Voice/Vision Holocaust Survivor Oral History Archive

Louis Kaye - May 9, 1983

Monument 1

When, uh... Mr. Kaye is showing me an article about a monument. Uh, where is this monument?

On ??? on ??? I built it in 1969.

You built the monument at the ???

Yeah, my home.

...in 1969.

Yeah, I got pictures here.

I'll look at them later. But you're saying that at the time, when the...

Before I built my monument, I could not talk about the past, nothing. And after I built, built my monument, I feel my b... much better. Because before I built my monument, I used to belong to Beth Shalom Synagogue and I got there fourteen plaques from my family too, over here, a Lincoln. I got plaques for my brothers, my sisters, my uncles and everything. Why I built a monument I tell you, because I figured someday I be not a member or they, they will sell the synagogue or something that I start building my own monument. I was on the only one building a monument in '69 for myself. And some, my friend thought I'm crazy. That time, because the Holocaust, everything start out now forty years later. And, and I got uh, there's a problem here up to '69. It's still now. That's the reason why I built monument. I built a monument for myself, I built a monument for my city and for my family. With pictures. In the monument I got twelve pictures.
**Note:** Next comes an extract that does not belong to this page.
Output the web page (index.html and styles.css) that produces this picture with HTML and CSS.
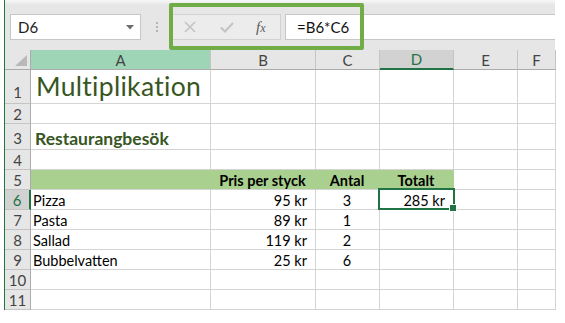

Why did you want to build a monument?

Because I figure I won't miss my family.

You're oldest to your family.

No, as I say, I built a monument. One reason, I figure I'm here. If something happened to me here's at least they know I'm here. 'Cause I got, in the monument I got about four or five—uh, what do we have?—four plaques. It gots three stones. I got pictures on this side, picture on this side. Two stones with no names at all. This, but I mean, I figured, uh, nobody left from my family, nobody left from my city. And not everybody like to do what I do. Really, what I did organizations supposed to do that. My... I'm happy what I did. I built it November 2, 1969. It's already thirteen years, fourteen years. And I was surprised they will help Okinawa but not much doing about the Holocaust. It just start up nineteen... forty years later, forty-one years later. And I myself am living day by day. Day by day I'm living like I'm in concentration camp. My... Afterwards, I see my family everyday in my eyes. It's enough.

You see them everyday. You think about them. Do you have nightmares?

Pardon me?

Do you have nightmare also? Nightmares, at night.

Can you do it louder please?

Wife: He's a little hard of hearing. Put your hearing aid on.

Yeah, I'll put it on.

Wife: Why should you make it hard for him?

No, I still, day by day, I'm going to work, I see my brothers, you know. I see my brothers, I see my sisters and my parents like I see you now. This really... So, my friend thought I'm crazy building this why... One of my friends said, "Eh, Lou, what are you doing? They never come back." Then after I built, she say to me, "Lou, I wish I would do the same thing." But I don't do it to impress the people, it just the way I feel.